I've heard this blip about "AMD / ATI drivers have more CPU overhead" bandied about the forums before, but I've never seen conclusive proof of it. Examples of online reviews that looked into this general direction:
http://www.tomshardware.com/reviews/crossfire-sli-scaling-bottleneck,3471.html
http://www.guru3d.com/articles-pages/radeon-hd-7970-cpu-scaling-performance-review,1.html
http://lab501.ro/placi-video/gigabyte-radeon-hd-7970-oc-partea-iv-scalare-cu-procesorul <-- bring a translator
I could drag in about four dozen articles that cover later generations of AMD and NV cards, but the general idea is that CPU scaling certainly exists but not necessarily causally linked to drivers. It is certain that a slower CPU delivers slower gaming benchmarks within certain contexts, but when AMD cards are compared to "equal" GF cards on equal CPU's, the scaling of each GPU is (within marginal error rates that effectively null out) equal across both vendors.
I admit there may be singular games that expose higher driver CPU usage, but I'm not convinced that's a global driver "issue". And it goes both ways -- NVIDIA provided a higher-threaded optimization to their driver for a recent game (was it Civ? Or was it Star Swarm?) to deliver better performance, but the caveat was more CPU usage. Does the tradeoff truly matter if you have CPU to spare? I'd prefer the additional frames, to be honest.
Back to AMD's being "faster over time"
I wondered if GCN continued this heritage of staying faster, longer. To start, we needed to find a point where NV was roughly on parity with GCN, and that's obviously when the 680's came out back in March 2012. Actually that's a bit of a lie as you'll see later, because the 680 was manhandling the original 7970, it didn't really even out until the 7970 GHz edition. I'm not arsed enough to keep plodding through it, we'll just compare the GTX 680 to the 7970 first edition and be done.
To find more recent benchmarks, I went thumbing through GTX 980 reviews that kept older card scores in place. I looked at reviewers who obviously re-tested cards at a later date, being proxy-proven by comparing their reviews of the 680 from March 2012 versus their review of the 980 from September of 2014.
Old review:
http://www.anandtech.com/show/5699/nvidia-geforce-gtx-680-review/8
New review:
http://www.anandtech.com/show/8526/nvidia-geforce-gtx-980-review/10
This isn't going to be an easy comparison, because those two reviews only contain a single game in common: Crysis Warhead. For that single game, 7970 performance tracks quite closely with GTX 680. Back in 2012, there was a a 10% variance between the two -- three years later, it's still around a 10% variance (albeit they both got faster during the interim.)

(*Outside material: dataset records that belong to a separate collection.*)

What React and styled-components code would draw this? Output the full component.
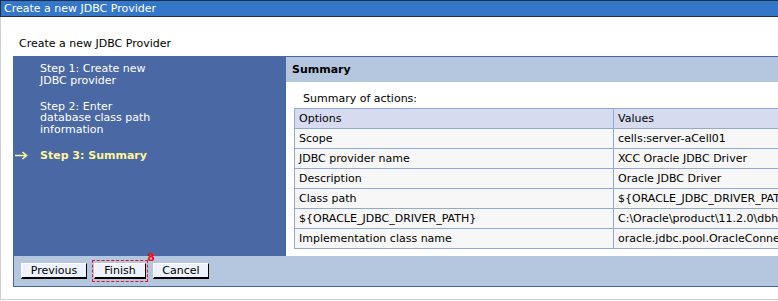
import React from 'react';
import styled, { createGlobalStyle } from 'styled-components';

const GlobalStyle = createGlobalStyle`
  html, body {
    margin: 0;
    padding: 0;
    background: #ffffff;
  }
  body {
    font-family: "DejaVu Sans", Verdana, sans-serif;
    font-size: 11px;
    color: #000000;
  }
`;

const steps = [
  { label: 'Step 1: Create new JDBC provider' },
  { label: 'Step 2: Enter database class path information' },
  { label: 'Step 3: Summary', current: true },
];

const rows = [
  ['Scope', 'cells:server-aCell01'],
  ['JDBC provider name', 'XCC Oracle JDBC Driver'],
  ['Description', 'Oracle JDBC Driver'],
  ['Class path', '${ORACLE_JDBC_DRIVER_PATH}/ojdbc6.jar'],
  ['${ORACLE_JDBC_DRIVER_PATH}', 'C:\\Oracle\\product\\11.2.0\\dbhome_1\\jdbc\\lib'],
  ['Implementation class name', 'oracle.jdbc.pool.OracleConnectionPoolDataSource'],
];

const Page = styled.div`
  width: 778px;
  height: 301px;
  overflow: hidden;
`;

const TitleBar = styled.div`
  height: 15px;
  line-height: 15px;
  padding-left: 3px;
  background: #3477c9;
  color: #ffffff;
  border: 1px solid #1d2f4a;
  border-right: none;
  white-space: nowrap;
`;

const Content = styled.div`
  height: 282px;
  border-left: 1px solid #cfcfcf;
  border-bottom: 1px solid #cfcfcf;
  padding-left: 12px;
`;

const PageHeading = styled.div`
  margin: 0 0 0 6px;
  padding-top: 20px;
  height: 19px;
  line-height: 13px;
`;

const Wizard = styled.div`
  display: flex;
  height: 200px;
  width: 900px;
`;

const StepNav = styled.div`
  width: 273px;
  flex: none;
  background: #4a69a4;
  padding-top: 7px;
  box-sizing: border-box;
  display: flex;
  flex-direction: column;
  gap: 14px;
`;

const Step = styled.div`
  display: flex;
  color: ${(p) => (p.$current ? '#fff59a' : '#ffffff')};
  font-weight: ${(p) => (p.$current ? 'bold' : 'normal')};
  line-height: 11.8px;
`;

const Marker = styled.div`
  width: 25px;
  padding-left: 2px;
  flex: none;
  display: flex;
  align-items: center;
`;

const StepLabel = styled.div`
  width: 114px;
`;

const Main = styled.div`
  flex: 1;
  background: #ffffff;
  border-top: 1px solid #4a69a4;
`;

const PanelHeader = styled.div`
  height: 25px;
  line-height: 25px;
  padding-left: 6px;
  background: #b5c7df;
  font-weight: bold;
`;

const Intro = styled.div`
  padding: 10px 0 0 17px;
  height: 16px;
  line-height: 13px;
`;

const Table = styled.table`
  margin-left: 8px;
  border-collapse: collapse;
  width: 560px;
  table-layout: fixed;
`;

const Cell = styled.td`
  border: 1px solid #8eaad9;
  height: 20px;
  padding: 0 4px;
  box-sizing: border-box;
  background: ${(p) => (p.$head ? '#d6dbef' : '#f7f7f7')};
  white-space: nowrap;
  overflow: hidden;
  width: ${(p) => (p.$first ? '319px' : 'auto')};
`;

const ButtonBar = styled.div`
  display: flex;
  align-items: center;
  gap: 5px;
  height: 31px;
  width: 900px;
  padding-left: 7px;
  box-sizing: border-box;
  background: #b5c7df;
  border-left: 1px solid #4a69a4;
  border-bottom: 1px solid #4a69a4;
`;

const Button = styled.button`
  font: inherit;
  height: 16px;
  width: ${(p) => p.$w}px;
  padding: 0;
  line-height: 13px;
  background: #eef2fd;
  color: #000000;
  border: 1px solid #ffffff;
  border-right-color: #000000;
  border-bottom: 2px solid #000000;
  border-radius: 0;
`;

const Highlight = styled.div`
  position: relative;
  padding: 2px 1px;
  border: 1px dashed #e8141e;
  display: flex;
`;

const Badge = styled.span`
  position: absolute;
  right: -8px;
  top: -9px;
  color: #f01010;
  font-weight: bold;
  font-size: 11px;
  line-height: 11px;
`;

const Arrow = () => (
  <svg width="13" height="9" viewBox="0 0 13 9">
    <path d="M0 4.5H11M7.5 1L11.5 4.5L7.5 8" fill="none" stroke="#fff59a" strokeWidth="1.6" />
  </svg>
);

export default function App() {
  return (
    <Page>
      <GlobalStyle />
      <TitleBar>Create a new JDBC Provider</TitleBar>
      <Content>
        <PageHeading>Create a new JDBC Provider</PageHeading>
        <Wizard>
          <StepNav>
            {steps.map((s) => (
              <Step key={s.label} $current={s.current}>
                <Marker>{s.current && <Arrow />}</Marker>
                <StepLabel>{s.label}</StepLabel>
              </Step>
            ))}
          </StepNav>
          <Main>
            <PanelHeader>Summary</PanelHeader>
            <Intro>Summary of actions:</Intro>
            <Table>
              <tbody>
                <tr>
                  <Cell $head $first>Options</Cell>
                  <Cell $head>Values</Cell>
                </tr>
                {rows.map(([k, v]) => (
                  <tr key={k}>
                    <Cell $first>{k}</Cell>
                    <Cell>{v}</Cell>
                  </tr>
                ))}
              </tbody>
            </Table>
          </Main>
        </Wizard>
        <ButtonBar>
          <Button $w={66}>Previous</Button>
          <Highlight>
            <Button $w={52}>Finish</Button>
            <Badge>8</Badge>
          </Highlight>
          <Button $w={56}>Cancel</Button>
        </ButtonBar>
      </Content>
    </Page>
  );
}
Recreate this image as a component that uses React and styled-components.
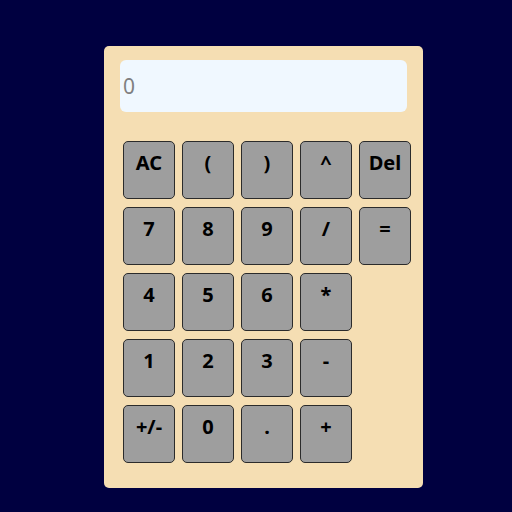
import React from 'react';
import styled, { createGlobalStyle } from 'styled-components';

const GlobalStyle = createGlobalStyle`
	body {
		margin: 0;
		background-color: #000040;
		font-family: "Noto Sans", sans-serif;
	}
`;

const Page = styled.div`
	width: 512px;
	height: 512px;
	padding: 46px 0 0 104px;
	box-sizing: border-box;
`;

const Calculator = styled.div`
	width: 319px;
	height: 442px;
	box-sizing: border-box;
	background-color: wheat;
	border-radius: 5px;
	padding: 14px 16px 0;
`;

const Display = styled.div`
	height: 52px;
	background-color: aliceblue;
	border-radius: 6px;
	display: flex;
	align-items: center;
	padding-left: 3px;
	font-size: 21px;
	color: gray;
`;

const Keys = styled.div`
	display: grid;
	grid-template-columns: repeat(5, 52px);
	grid-auto-rows: 58px;
	column-gap: 7px;
	row-gap: 8px;
	margin: 29px 0 0 3px;
`;

const Key = styled.button`
	box-sizing: border-box;
	background-color: #9e9e9e;
	border: 1px solid #2b2b2b;
	border-radius: 5px;
	color: #000;
	padding: 0 0 14px;
	display: flex;
	align-items: center;
	justify-content: center;
`;

const Label = styled.span`
	font-family: "Noto Sans", sans-serif;
	font-weight: 700;
	font-size: 20px;
	line-height: 1;
`;

const keys = [
	'AC', '(', ')', '^', 'Del',
	'7', '8', '9', '/', '=',
	'4', '5', '6', '*', null,
	'1', '2', '3', '-', null,
	'+/-', '0', '.', '+', null,
];

const App = () => {
	return (
		<Page>
			<GlobalStyle />
			<Calculator>
				<Display>0</Display>
				<Keys>
					{keys.map((k, i) =>
						k ? (
							<Key key={i}>
								<Label>{k}</Label>
							</Key>
						) : (
							<span key={i} />
						)
					)}
				</Keys>
			</Calculator>
		</Page>
	);
};

export default App;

To make a "general" case for each, I tallied up how many times each card came out ahead in a single game benchmark in each review -- I did not count compute or synthetic benches. Also I counted only the "1920" resolution scores (the earlier review is 1920x1200, the later review is 1920x1080.) And I only counted the average framerate benches, not the minimums. If both cards scored within ~3%, I tallied it as a Tie. This is psuedo-scientific at best, but what else is there to do?
Code:
Year 680 Wins Tie 7970 Wins
2012 7 1 2
2014 3 3 3
Well, depends on how you want to count it. If eliminate the "tie" buffer, the 7970 looks worse in 2012 and looks better in 2014. Somehow, either based on more CPU power, better driver optimization, or else just pure luck, the 7970 appears to be doing "better" against the GTX 680 as it finds newer games to chew through.
Again, it's psuedo-science, but I'm not sure how else to quantify it given the data at hand. Anyone else care to refute it using different data?